Strouse also composed the score for “Annie,” and while the original production only featured a president, — here’s a stretch – the 2014 film adaptation added a character named Will Stacks, a billionaire and NYC mayoral candidate, who initially uses Annie to help his campaign.
There have been actual mayoral candidates portrayed on New York stages. In Harvey Fierstein’s solo show “Bella Bella,” Fierstein himself impersonated the fiery Bella Abzug, an activist who surprised people when she launched her first political campaign, for Congress. “So many people asked if I was really running that I had buttons made up: ABZUG-LUTELY!” Fierstein sets the play during her political campaign – for the U.S. Senate, which was a year before her campaign to be the Mayor of New York City. Bella never made it to City Hall, and Bella Bella never made it to Broadway.

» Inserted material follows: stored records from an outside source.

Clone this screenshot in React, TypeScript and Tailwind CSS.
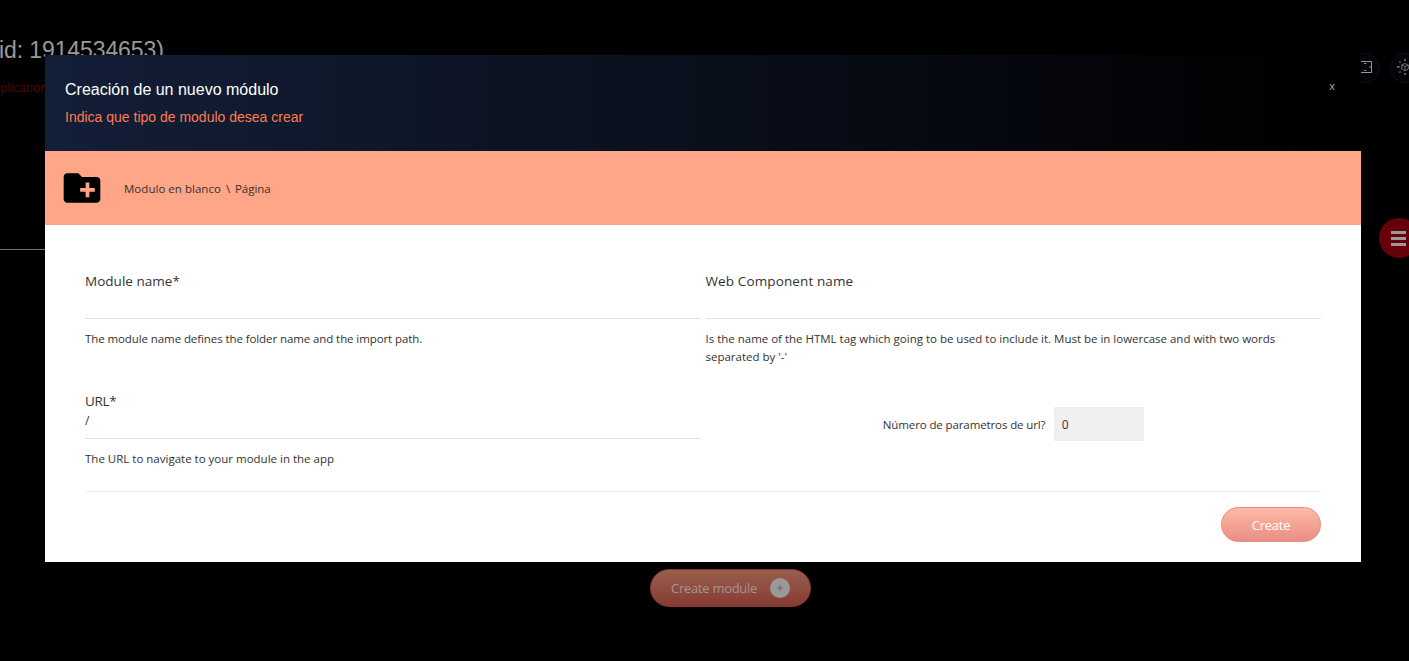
import React from "react";

function FolderPlus() {
  return (
    <svg className="block h-[44px] w-[44px]" viewBox="0 0 24 24" fill="#000">
      <path d="M20 6h-8l-2-2H4c-1.11 0-1.99.89-1.99 2L2 18c0 1.11.89 2 2 2h16c1.11 0 2-.89 2-2V8c0-1.11-.89-2-2-2zm-1 8h-3v3h-2v-3h-3v-2h3V9h2v3h3v2z" />
    </svg>
  );
}

function Backdrop() {
  return (
    <div className="flex h-full w-full flex-col">
      <div className="flex h-[249px] justify-between">
        <div className="flex flex-col pt-[36px]">
          <h1 className="-ml-px font-['Liberation_Sans',sans-serif] text-[23px] leading-[28px] tracking-[-0.1px] whitespace-nowrap text-[#999]">
            id: 1914534653)
          </h1>
          <p className="mt-[15px] text-[12px] leading-[18px] text-[#5c0006]">plication</p>
        </div>
        <div className="-mr-[11px] flex gap-[10px] pt-[53px]">
          <div className="flex h-[30px] w-[30px] items-center justify-center rounded-full border border-[#0c101b] bg-[#030408] pb-[2px]">
            <svg width="14" height="12" viewBox="0 0 14 12" fill="none" stroke="#999">
              <path d="M1 .5H13.500V11.500H1" />
              <path d="M6 2.500H8.500M6 9.500H8.500M11 6H13" strokeWidth=".9" />
            </svg>
          </div>
          <div className="flex h-[30px] w-[30px] items-center justify-center rounded-full border border-[#0c101b] bg-[#030408] pr-px pb-[2px]">
            <svg width="18" height="18" viewBox="0 0 18 18" fill="none" stroke="#858585">
              <path d="M9 5.500L12.300 7V11L9 12.800L5.700 11V7ZM5.700 7L9 8.500L12.300 7M9 8.500V12.800" strokeWidth=".8" />
              <path d="M9 1V3M9 15V17M1 9H3.500M14.500 9H17M3.500 3.500L4.500 4.500M14.500 3.500L13.500 4.500M3.500 14.500L4.500 13.500M14.500 14.500L13.500 13.500" strokeWidth="1.4" />
            </svg>
          </div>
        </div>
      </div>
      <div className="h-px w-[1300px] bg-[#737373]" />
      <div className="-mt-[32px] -mr-[10px] flex h-[40px] w-[40px] items-center self-end rounded-full bg-[#66000a] pl-[12px]">
        <svg width="15" height="15" viewBox="0 0 15 15" fill="#999">
          <path d="M0 0H15V3H0ZM0 6H15V9H0ZM0 12H15V15H0Z" />
        </svg>
      </div>
      <button className="mt-[311px] ml-[650px] flex h-[38px] w-[161px] items-center rounded-full border border-[#843831] bg-linear-to-b from-[#995f4e] to-[#853a32] pl-[20px] text-[#a39692]">
        <span className="w-[99px] pt-px text-left text-[13px] tracking-[-0.28px] whitespace-nowrap">Create module</span>
        <span className="flex h-[20px] w-[20px] items-center justify-center rounded-full bg-[#999]">
          <svg width="6" height="6" viewBox="0 0 6 6" stroke="#96564b">
            <path d="M0 3H6M3 0V6" />
          </svg>
        </span>
      </button>
    </div>
  );
}

interface FieldProps {
  label: string;
  value: string;
  hint: string;
  labelClass: string;
  hintClass: string;
}

function Field({ label, value, hint, labelClass, hintClass }: FieldProps) {
  return (
    <div className="flex-1">
      <div className={`text-[13.5px] leading-[20px] ${labelClass}`}>{label}</div>
      <div className="h-[28px] border-b border-[#e3e3da] pt-px text-[12px] leading-[18px]">{value}</div>
      <p className={`mt-[11px] text-[11.5px] leading-[18px] ${hintClass}`}>{hint}</p>
    </div>
  );
}

export default function App() {
  return (
    <div className="relative h-[661px] w-full overflow-hidden bg-black font-['Open_Sans','Noto_Sans',sans-serif] text-[#333]">
      <Backdrop />
      <section className="absolute top-[55px] left-[45px] flex h-[507px] w-[1316px] flex-col bg-white">
        <header className="flex h-[96px] justify-between bg-[linear-gradient(90deg,#131f38_0%,#000_97%)] px-[20px] font-['Liberation_Sans',sans-serif]">
          <div>
            <h2 className="mt-[25px] text-[16px] leading-[20px] text-white">Creación de un nuevo módulo</h2>
            <p className="mt-[8px] text-[14px] leading-[18px] text-[#ff7a50]">Indica que tipo de modulo desea crear</p>
          </div>
          <button className="mt-[22px] mr-[6px] h-[18px] font-['Open_Sans'] text-[11px] leading-[18px] text-[#aaa]">x</button>
        </header>
        <div className="flex h-[74px] items-center bg-[#ffa588] pl-[15px]">
          <FolderPlus />
          <div className="ml-[20px] flex pt-[2px] text-[11.5px] leading-[18px] whitespace-nowrap">
            <span className="w-[102px] tracking-[0.03px]">Modulo en blanco</span>
            <span className="w-[9px]">\</span>
            <span className="tracking-[-0.05px]">Página</span>
          </div>
        </div>
        <div className="px-[40px] pt-[46px]">
          <div className="flex h-[120px] gap-[5px]">
            <Field
              label="Module name*"
              value=""
              hint="The module name defines the folder name and the import path."
              labelClass="tracking-[0.02px]"
              hintClass="tracking-[-0.09px]"
            />
            <Field
              label="Web Component name"
              value=""
              hint="Is the name of the HTML tag which going to be used to include it. Must be in lowercase and with two words separated by '-'"
              labelClass="tracking-[0.12px]"
              hintClass="tracking-[-0.01px]"
            />
          </div>
          <div className="flex h-[101px] gap-[5px] border-b border-[#eee]">
            <Field
              label="URL*"
              value="/"
              hint="The URL to navigate to your module in the app"
              labelClass="tracking-[-0.3px]"
              hintClass=""
            />
            <div className="flex flex-1 items-start justify-center pt-[16px]">
              <label className="w-[171px] pt-px text-[11.5px] leading-[34px] tracking-[-0.11px] whitespace-nowrap">Número de parametros de url?</label>
              <div className="h-[34px] w-[90px] bg-[#efefef] pt-px pl-[8px] text-[12px] leading-[34px]">0</div>
            </div>
          </div>
          <div className="flex justify-end pt-[15px]">
            <button className="h-[35px] w-[100px] rounded-full border border-[#e98b80] bg-linear-to-b from-[#fdbba6] to-[#e98d84] pt-[2px] text-[13px] tracking-[-0.25px] text-white">Create</button>
          </div>
        </div>
      </section>
    </div>
  );
}
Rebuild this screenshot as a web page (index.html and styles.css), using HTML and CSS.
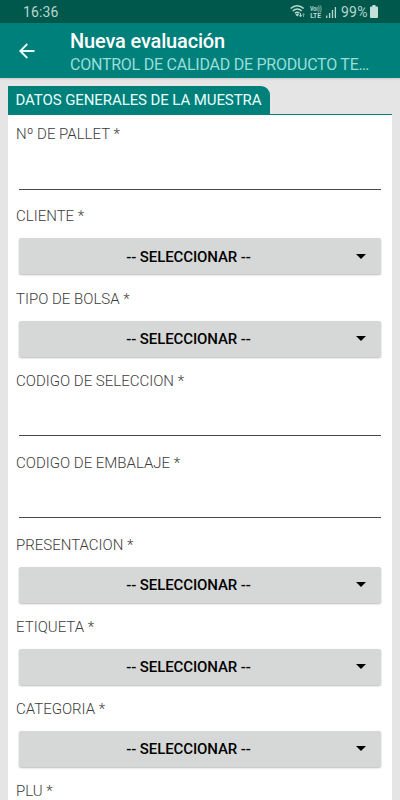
FILE: index.html
```html
<!DOCTYPE html>
<html lang="es">
<head>
<meta charset="utf-8">
<title>Nueva evaluación</title>
<link rel="stylesheet" href="styles.css">
</head>
<body>
<div class="status">
  <span class="time">16:36</span>
  <svg class="status-icons" width="50" height="18" viewBox="0 0 50 18" fill="none">
    <g stroke="#b5d8d0" stroke-width="1.5">
      <path d="M.7 5.6C4.500 1.700 9.900 1.700 13.700 5.600"/>
      <path d="M2.700 8C5.500 5.200 9 5.200 11.700 8"/>
      <path d="M4.900 10.300C6.300 9 8 9 9.400 10.300"/>
    </g>
    <path fill="#b5d8d0" d="M5.400 11.600L7.200 10.500L9 11.600L7.200 13.500Z"/>
    <path stroke="#b5d8d0" d="M10.500 10V13.500M9 12.200L10.500 13.800L12 12.200"/>
    <path stroke="#6fa69c" d="M13.500 14V10.800M12.400 12L13.500 10.700L14.600 12"/>
    <g class="volte" fill="#b5d8d0"><text x="20" y="8" textLength="11.500" lengthAdjust="spacingAndGlyphs">Voı))</text><text x="20.200" y="15" textLength="10.800" lengthAdjust="spacingAndGlyphs">LTE</text></g>
    <path stroke="#b5d8d0" stroke-width="1.300" d="M36.700 15V12.500M39.600 15V10M42.500 15V7M45.400 15V4"/>
  </svg>
  <span class="percent">99%</span>
  <svg class="battery" width="8" height="13" viewBox="0 0 8 13"><path fill="#c2dfd9" d="M2.500 0h3v1.500H7q1 0 1 1V12q0 1-1 1H1q-1 0-1-1V2.500q0-1 1-1h1.500z"/></svg>
</div>
<header class="appbar">
  <svg class="back" width="16" height="16" viewBox="0 0 16 16" fill="none" stroke="#e9fffc" stroke-width="1.800"><path d="M15.500 8H1.800M8.300 1L1.300 8L8.300 15"/></svg>
  <div class="titles">
    <h1>Nueva evaluación</h1>
    <p>CONTROL DE CALIDAD DE PRODUCTO TE…</p>
  </div>
</header>
<main class="panel">
  <div class="tabs"><div class="tab">DATOS GENERALES DE LA MUESTRA</div></div>
  <form class="form">
    <div class="field"><label>Nº DE PALLET *</label><div class="input"></div></div>
    <div class="field"><label>CLIENTE *</label><div class="select"><span>-- SELECCIONAR --</span><i class="caret"></i></div></div>
    <div class="field"><label>TIPO DE BOLSA *</label><div class="select"><span>-- SELECCIONAR --</span><i class="caret"></i></div></div>
    <div class="field"><label>CODIGO DE SELECCION *</label><div class="input"></div></div>
    <div class="field"><label>CODIGO DE EMBALAJE *</label><div class="input"></div></div>
    <div class="field"><label>PRESENTACION *</label><div class="select"><span>-- SELECCIONAR --</span><i class="caret"></i></div></div>
    <div class="field"><label>ETIQUETA *</label><div class="select"><span>-- SELECCIONAR --</span><i class="caret"></i></div></div>
    <div class="field"><label>CATEGORIA *</label><div class="select"><span>-- SELECCIONAR --</span><i class="caret"></i></div></div>
    <div class="field last"><label>PLU *</label></div>
  </form>
</main>
</body>
</html>
```
FILE: styles.css
```css
* { box-sizing: border-box; }
html, body { height: 100%; }
body {
  margin: 0;
  overflow: hidden;
  background: #e5e5e5;
  font-family: Roboto, sans-serif;
  display: flex;
  flex-direction: column;
}
.status {
  flex: none;
  height: 23px;
  padding: 1px 22px 0 23px;
  display: flex;
  align-items: center;
  background: #00574b;
  color: #b5d8d0;
  font-size: 14px;
}
.time { flex: 1; letter-spacing: .15px; }
.status-icons { margin-right: 1px; }
.volte { font: 700 6.500px/1 Roboto, sans-serif; }
.percent { width: 27px; margin-right: 2px; letter-spacing: .2px; }
.battery { margin-top: -1px; }
.appbar {
  flex: none;
  height: 55px;
  display: flex;
  background: #00807a;
  box-shadow: 0 1px 2px rgba(0, 0, 0, .12);
}
.back { margin: 20px 0 0 19px; }
.titles { margin: 5px 0 0 35px; white-space: nowrap; }
h1 {
  margin: 0;
  font-size: 20px;
  font-weight: 500;
  line-height: 26px;
  letter-spacing: -.16px;
  color: #fff;
}
.titles p {
  margin: 0;
  font-size: 16px;
  line-height: 21px;
  letter-spacing: -.24px;
  color: #99deda;
}
.panel {
  flex: none;
  margin: 8px 8px 0;
}
.tabs { border-bottom: 1px solid #00807a; }
.tab {
  width: 262px;
  height: 28px;
  padding-left: 7.5px;
  border-top-right-radius: 9px;
  background: #00807a;
  color: #e9fffc;
  font-size: 15px;
  line-height: 29px;
  letter-spacing: -.09px;
  white-space: nowrap;
}
.form {
  padding: 9.400px 11px 0 8px;
  background: #fff;
}
.field { height: 82.08px; }
.last { height: 20px; }
label {
  display: block;
  height: 20px;
  line-height: 20px;
  font-size: 15px;
  font-weight: 300;
  color: #3c3c3c;
}
.input {
  height: 45.600px;
  margin-left: 3px;
  border-bottom: 1px solid #484848;
}
.select {
  height: 36px;
  margin: 12px 0 0 3px;
  padding-right: 15px;
  display: flex;
  align-items: center;
  border-radius: 2px;
  background: #d6d8d7;
  box-shadow: 0 1px 2px rgba(0, 0, 0, .28);
  color: #000;
  font-size: 15px;
  font-weight: 500;
  letter-spacing: -.1px;
}
.select span {
  flex: 1;
  padding: 1px 0 0 2px;
  text-align: center;
}
.caret {
  border: 5px solid transparent;
  border-top-color: #000;
  border-bottom: 0;
}
```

I would be remiss to leave out the man who was dubbed “The Broadway Mayor,” John V Lindsay, who as mayor in 1973, performed in the Broadway musical “Seesaw” for seven minutes during a single performance. Several Broadway luminaries, including Bock and Harnick, Kander and Ebb, and Stephen Sondheim, also wrote songs for the mayor to perform at the annual Inner Circle dinner, a charity even run by the New York City Hall press corps. But that’s not how he earned the appellation. It was because of his support for the industry, helping to create the Special Theater Zoning District and the TKTS discount ticket booth.